### Material provided

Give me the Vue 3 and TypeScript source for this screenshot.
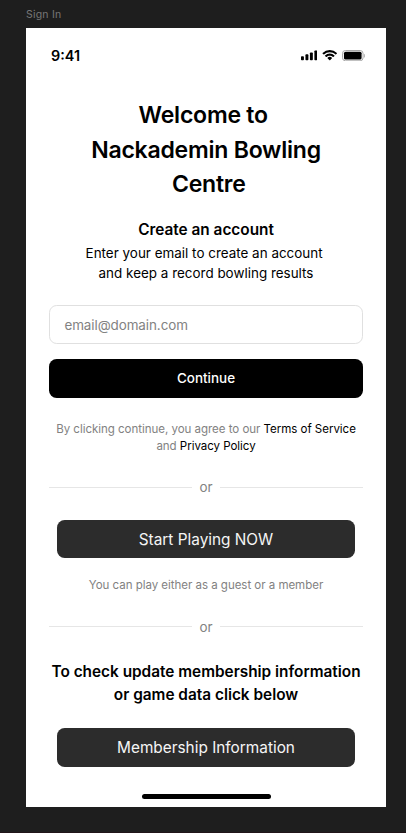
<script setup lang="ts">
import { ref } from 'vue'

const email = ref<string>('')
const signalBars: number[] = [4, 6, 8, 10]
</script>

<template>
  <div class="canvas">
    <div class="frame-label">Sign In</div>
    <main class="screen">
      <header class="status">
        <span class="time">9:41</span>
        <div class="indicators">
          <svg class="signal" viewBox="0 0 17 11" aria-hidden="true">
            <rect v-for="(h, i) in signalBars" :key="h" :x="i * 4.6" :y="10.5 - h" width="3" :height="h" rx="0.8" />
          </svg>
          <svg class="wifi" viewBox="0 0 17 12" aria-hidden="true">
            <path d="M8.5 2.4c2.4 0 4.6.9 6.3 2.5.1.1.3.1.4 0l1.2-1.2c.1-.1.1-.4 0-.5a11.5 11.5 0 0 0-15.8 0c-.1.1-.1.4 0 .5l1.2 1.2c.1.1.3.1.4 0a9.2 9.2 0 0 1 6.3-2.5zM8.5 6.3c1.3 0 2.6.5 3.5 1.4.1.1.3.1.5 0l1.2-1.2c.1-.1.1-.4 0-.5a7.6 7.6 0 0 0-10.4 0c-.1.1-.1.4 0 .5l1.2 1.2c.1.1.3.1.5 0 .9-.9 2.2-1.4 3.5-1.4zM10.9 9c.1-.1.1-.4 0-.5a3.7 3.7 0 0 0-4.8 0c-.1.1-.1.4 0 .5l2.1 2.1c.2.1.4.1.6 0z" />
          </svg>
          <svg class="battery" viewBox="0 0 24 12" aria-hidden="true">
            <rect x="0.5" y="0.5" width="21" height="10.5" rx="3" fill="none" stroke="#a6a6a6" />
            <rect x="2" y="1.8" width="18" height="8" rx="1.6" />
            <path d="M22.7 4v3.7c.7-.3 1.1-1 1.1-1.85s-.4-1.55-1.1-1.85z" fill="#a6a6a6" />
          </svg>
        </div>
      </header>

      <h1 class="title">
        <span>Welcome to&nbsp;</span>
        <span>Nackademin Bowling</span>
        <span>&nbsp;Centre</span>
      </h1>

      <section class="intro">
        <h2>Create an account</h2>
        <p><span>Enter your email to create an account&nbsp;</span><span>and keep a record bowling results</span></p>
      </section>

      <form class="signup" @submit.prevent>
        <input v-model="email" type="email" placeholder="email@domain.com" aria-label="Email" />
        <button type="submit" class="continue">Continue</button>
      </form>

      <p class="legal">By clicking continue, you agree to our <a>Terms of Service</a><br />and <a>Privacy Policy</a></p>

      <div class="divider"><span>or</span></div>
      <button type="button" class="action play">Start Playing NOW</button>
      <p class="hint">You can play either as a guest or a member</p>
      <div class="divider second"><span>or</span></div>

      <h2 class="membership">To check update membership information<br />or game data click below</h2>
      <button type="button" class="action member">Membership Information</button>
      <div class="home-bar"></div>
    </main>
  </div>
</template>

<style>
body {
  background: #1e1e1e;
}
</style>

<style scoped>
.canvas {
  box-sizing: border-box;
  height: 833px;
  padding: 0 20px 0 26px;
  overflow: hidden;
  background: #1e1e1e;
  border-bottom: 1px solid #211519;
  font-family: Inter, sans-serif;
}
.frame-label {
  height: 28px;
  line-height: 29px;
  font-size: 10.5px;
  letter-spacing: 0.02em;
  color: #777;
}
.screen {
  box-sizing: border-box;
  display: flex;
  flex-direction: column;
  align-items: center;
  width: 360px;
  height: 779px;
  padding: 0 23px;
  background: #fff;
  color: #000;
}
.status {
  box-sizing: border-box;
  display: flex;
  justify-content: space-between;
  align-items: center;
  flex: none;
  width: 100%;
  height: 55px;
  padding-left: 2px;
}
.time {
  font-size: 14.4px;
  font-weight: 600;
}
.indicators {
  display: flex;
  align-items: center;
  gap: 4.5px;
  margin-right: -2px;
}
.signal {
  width: 16.5px;
  height: 10.7px;
}
.wifi {
  width: 15.5px;
  height: 11px;
}
.battery {
  width: 23.5px;
  height: 11.8px;
}
h1,
h2,
p {
  margin: 0;
  text-align: center;
}
.title {
  margin-top: 15px;
  font-size: 23.04px;
  font-weight: 600;
  line-height: 34.56px;
  letter-spacing: -0.01em;
}
.title span,
.intro span {
  display: block;
  white-space: nowrap;
}
h2 {
  font-size: 15.36px;
  font-weight: 600;
  line-height: 23.04px;
  white-space: nowrap;
}
.intro {
  margin-top: 16px;
}
.intro p {
  margin-top: 2px;
  font-size: 13.44px;
  line-height: 20.16px;
}
.signup {
  display: flex;
  flex-direction: column;
  gap: 15.4px;
  width: 100%;
  margin-top: 22.4px;
}
input {
  box-sizing: border-box;
  width: 100%;
  height: 38.4px;
  padding: 0 14.4px;
  border: 1px solid #e0e0e0;
  border-radius: 7.7px;
  outline: none;
  background: #fff;
  font: 400 13.44px Inter, sans-serif;
  letter-spacing: -0.08px;
}
input::placeholder {
  color: #828282;
  opacity: 1;
}
button {
  flex: none;
  padding: 0;
  border: 0;
  height: 38.4px;
  border-radius: 7.7px;
  background: #000;
  color: #fff;
  font: 500 13.44px Inter, sans-serif;
}
.legal,
.hint {
  font-size: 11.52px;
  line-height: 17.28px;
  letter-spacing: -0.03px;
  color: #828282;
  white-space: nowrap;
}
.legal {
  margin-top: 23.3px;
}
.legal a {
  color: #000;
}
.divider {
  display: flex;
  align-items: center;
  gap: 7.7px;
  width: 100%;
  height: 20px;
  margin-top: 22px;
  color: #828282;
  font-size: 13.44px;
}
.divider::before,
.divider::after {
  content: '';
  flex: 1;
  height: 1px;
  background: #e6e6e6;
}
.action {
  width: 298.5px;
  background: #2c2c2c;
  color: #f5f5f5;
  font-size: 15.36px;
  font-weight: 400;
}
.play {
  margin-top: 22.6px;
}
.hint {
  margin-top: 18.8px;
}
.second {
  margin-top: 22px;
}
.membership {
  margin-top: 23.4px;
}
.member {
  margin-top: 22.4px;
}
.home-bar {
  flex: none;
  width: 129px;
  height: 5px;
  margin-top: 27.6px;
  border-radius: 3px;
  background: #000;
}
</style>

######

■ Short task
Copy each line in full and exactly, omitting any picture.

■ Output of the task
Give me the Vue 3 and TypeScript source for this screenshot.
<script setup lang="ts">
import { ref } from 'vue'

const email = ref<string>('')
const signalBars: number[] = [4, 6, 8, 10]
</script>

<template>
  <div class="canvas">
    <div class="frame-label">Sign In</div>
    <main class="screen">
      <header class="status">
        <span class="time">9:41</span>
        <div class="indicators">
          <svg class="signal" viewBox="0 0 17 11" aria-hidden="true">
            <rect v-for="(h, i) in signalBars" :key="h" :x="i * 4.6" :y="10.5 - h" width="3" :height="h" rx="0.8" />
          </svg>
          <svg class="wifi" viewBox="0 0 17 12" aria-hidden="true">
            <path d="M8.5 2.4c2.4 0 4.6.9 6.3 2.5.1.1.3.1.4 0l1.2-1.2c.1-.1.1-.4 0-.5a11.5 11.5 0 0 0-15.8 0c-.1.1-.1.4 0 .5l1.2 1.2c.1.1.3.1.4 0a9.2 9.2 0 0 1 6.3-2.5zM8.5 6.3c1.3 0 2.6.5 3.5 1.4.1.1.3.1.5 0l1.2-1.2c.1-.1.1-.4 0-.5a7.6 7.6 0 0 0-10.4 0c-.1.1-.1.4 0 .5l1.2 1.2c.1.1.3.1.5 0 .9-.9 2.2-1.4 3.5-1.4zM10.9 9c.1-.1.1-.4 0-.5a3.7 3.7 0 0 0-4.8 0c-.1.1-.1.4 0 .5l2.1 2.1c.2.1.4.1.6 0z" />
          </svg>
          <svg class="battery" viewBox="0 0 24 12" aria-hidden="true">
            <rect x="0.5" y="0.5" width="21" height="10.5" rx="3" fill="none" stroke="#a6a6a6" />
            <rect x="2" y="1.8" width="18" height="8" rx="1.6" />
            <path d="M22.7 4v3.7c.7-.3 1.1-1 1.1-1.85s-.4-1.55-1.1-1.85z" fill="#a6a6a6" />
          </svg>
        </div>
      </header>

      <h1 class="title">
        <span>Welcome to&nbsp;</span>
        <span>Nackademin Bowling</span>
        <span>&nbsp;Centre</span>
      </h1>

      <section class="intro">
        <h2>Create an account</h2>
        <p><span>Enter your email to create an account&nbsp;</span><span>and keep a record bowling results</span></p>
      </section>

      <form class="signup" @submit.prevent>
        <input v-model="email" type="email" placeholder="email@domain.com" aria-label="Email" />
        <button type="submit" class="continue">Continue</button>
      </form>

      <p class="legal">By clicking continue, you agree to our <a>Terms of Service</a><br />and <a>Privacy Policy</a></p>

      <div class="divider"><span>or</span></div>
      <button type="button" class="action play">Start Playing NOW</button>
      <p class="hint">You can play either as a guest or a member</p>
      <div class="divider second"><span>or</span></div>

      <h2 class="membership">To check update membership information<br />or game data click below</h2>
      <button type="button" class="action member">Membership Information</button>
      <div class="home-bar"></div>
    </main>
  </div>
</template>

<style>
body {
  background: #1e1e1e;
}
</style>

<style scoped>
.canvas {
  box-sizing: border-box;
  height: 833px;
  padding: 0 20px 0 26px;
  overflow: hidden;
  background: #1e1e1e;
  border-bottom: 1px solid #211519;
  font-family: Inter, sans-serif;
}
.frame-label {
  height: 28px;
  line-height: 29px;
  font-size: 10.5px;
  letter-spacing: 0.02em;
  color: #777;
}
.screen {
  box-sizing: border-box;
  display: flex;
  flex-direction: column;
  align-items: center;
  width: 360px;
  height: 779px;
  padding: 0 23px;
  background: #fff;
  color: #000;
}
.status {
  box-sizing: border-box;
  display: flex;
  justify-content: space-between;
  align-items: center;
  flex: none;
  width: 100%;
  height: 55px;
  padding-left: 2px;
}
.time {
  font-size: 14.4px;
  font-weight: 600;
}
.indicators {
  display: flex;
  align-items: center;
  gap: 4.5px;
  margin-right: -2px;
}
.signal {
  width: 16.5px;
  height: 10.7px;
}
.wifi {
  width: 15.5px;
  height: 11px;
}
.battery {
  width: 23.5px;
  height: 11.8px;
}
h1,
h2,
p {
  margin: 0;
  text-align: center;
}
.title {
  margin-top: 15px;
  font-size: 23.04px;
  font-weight: 600;
  line-height: 34.56px;
  letter-spacing: -0.01em;
}
.title span,
.intro span {
  display: block;
  white-space: nowrap;
}
h2 {
  font-size: 15.36px;
  font-weight: 600;
  line-height: 23.04px;
  white-space: nowrap;
}
.intro {
  margin-top: 16px;
}
.intro p {
  margin-top: 2px;
  font-size: 13.44px;
  line-height: 20.16px;
}
.signup {
  display: flex;
  flex-direction: column;
  gap: 15.4px;
  width: 100%;
  margin-top: 22.4px;
}
input {
  box-sizing: border-box;
  width: 100%;
  height: 38.4px;
  padding: 0 14.4px;
  border: 1px solid #e0e0e0;
  border-radius: 7.7px;
  outline: none;
  background: #fff;
  font: 400 13.44px Inter, sans-serif;
  letter-spacing: -0.08px;
}
input::placeholder {
  color: #828282;
  opacity: 1;
}
button {
  flex: none;
  padding: 0;
  border: 0;
  height: 38.4px;
  border-radius: 7.7px;
  background: #000;
  color: #fff;
  font: 500 13.44px Inter, sans-serif;
}
.legal,
.hint {
  font-size: 11.52px;
  line-height: 17.28px;
  letter-spacing: -0.03px;
  color: #828282;
  white-space: nowrap;
}
.legal {
  margin-top: 23.3px;
}
.legal a {
  color: #000;
}
.divider {
  display: flex;
  align-items: center;
  gap: 7.7px;
  width: 100%;
  height: 20px;
  margin-top: 22px;
  color: #828282;
  font-size: 13.44px;
}
.divider::before,
.divider::after {
  content: '';
  flex: 1;
  height: 1px;
  background: #e6e6e6;
}
.action {
  width: 298.5px;
  background: #2c2c2c;
  color: #f5f5f5;
  font-size: 15.36px;
  font-weight: 400;
}
.play {
  margin-top: 22.6px;
}
.hint {
  margin-top: 18.8px;
}
.second {
  margin-top: 22px;
}
.membership {
  margin-top: 23.4px;
}
.member {
  margin-top: 22.4px;
}
.home-bar {
  flex: none;
  width: 129px;
  height: 5px;
  margin-top: 27.6px;
  border-radius: 3px;
  background: #000;
}
</style>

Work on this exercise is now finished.